ビザンツ帝国は、イスラム勢力からの圧力に苦しみ、ついにはローマ教皇に救援を要請しました。こうして1096年に第一回十字軍が開始され、ビザンツ帝国は聖地奪還に協力することになります。しかし、ビザンツ皇帝と十字軍のリーダー間には、目的や利害の不一致が生じてしまいました。十字軍が聖地エルサレムの征服に成功すると、ビザンツ帝国に返還されるはずの領地が十字軍の各王国によって保持され、両者の対立が深まっていったのです。

 

第四回十字軍(1202年 - 1204年)では、もはやビザンツ帝国は同盟国ではなく、攻撃対象となりました。十字軍の兵士たちは利益を優先し、コンスタンティノープルに攻め入る決断を下し、ビザンツ帝国は略奪の対象となったのです。この攻撃により、コンスタンティノープルは荒廃し、多くの文化財や財産が奪われました。この出来事が、ビザンツ帝国の力を大幅に削ぐ決定打となったのです。

 

十字軍時代終結後

第四回十字軍によるコンスタンティノープルの占領により、ビザンツ帝国は一時的に消滅し、ラテン帝国が成立しましたが、これは長続きせず、1261年にはビザンツ帝国が復活しました。しかし、この時点で国力は大きく衰えており、オスマン帝国の侵攻に備える体力は残っていませんでした。やがて1453年、コンスタンティノープルはオスマン帝国のメフメト2世(1432年 - 1481年)によって陥落し、ビザンツ帝国は歴史の幕を閉じました。

 

現在

現在のコンスタンティノープル、すなわちイスタンブールは、オスマン帝国とその後のトルコ共和国の影響を受けながらも、ビザンツ帝国時代の遺産を色濃く残しています。

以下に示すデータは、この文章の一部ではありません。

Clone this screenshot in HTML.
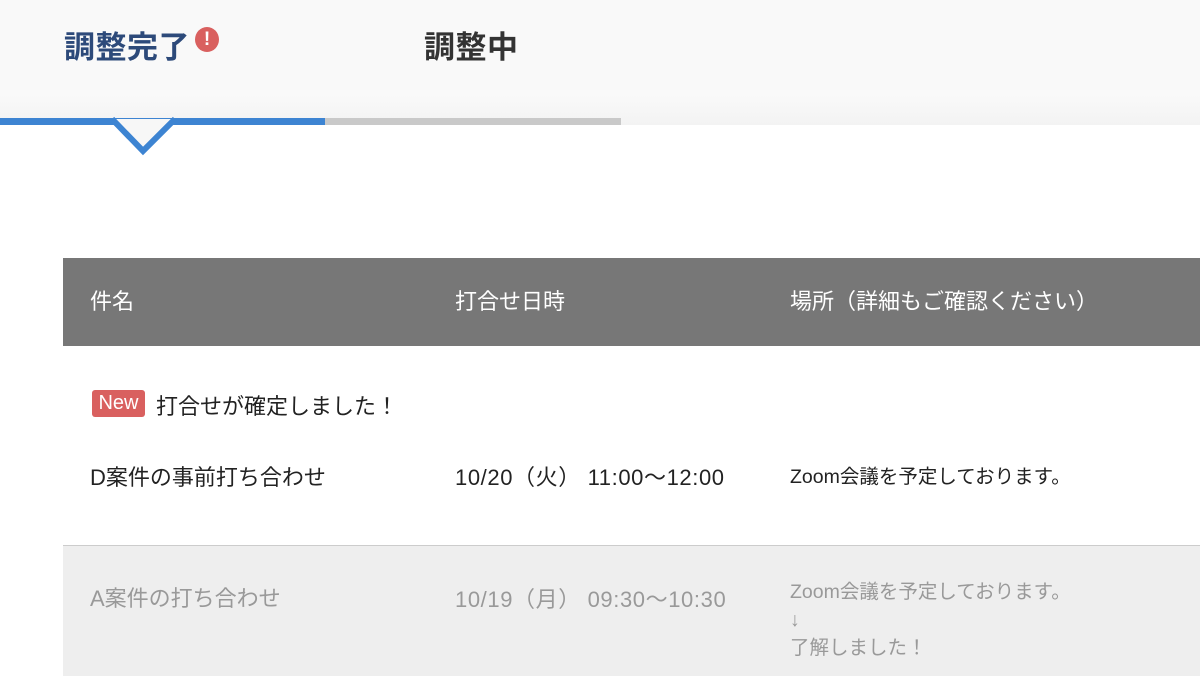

聖ソフィア大聖堂などは、ビザンツ帝国時代の輝きを今に伝える遺産として、観光客や歴史研究者の注目を集めています。また、十字軍時代に奪われた宝物や美術品の多くが、ヨーロッパ各地に散在し、歴史的な興味を引き続けているのです。

 

以上、ビザンツ帝国についての解説でした!

 

ざっくりと振り返れば

 

  • ビザンツ帝国は十字軍以前から周辺勢力との争いを続けていた
  • 第四回十字軍により、味方であるはずの十字軍に攻撃されてしまった
  • 最終的にオスマン帝国によって滅亡し、その影響は現在まで続いている

 

・・・という具合にまとめられるでしょう。

 

ようは「宗教的・政治的な対立が引き金となったビザンツ帝国の衰退」という点を抑えておきましょう!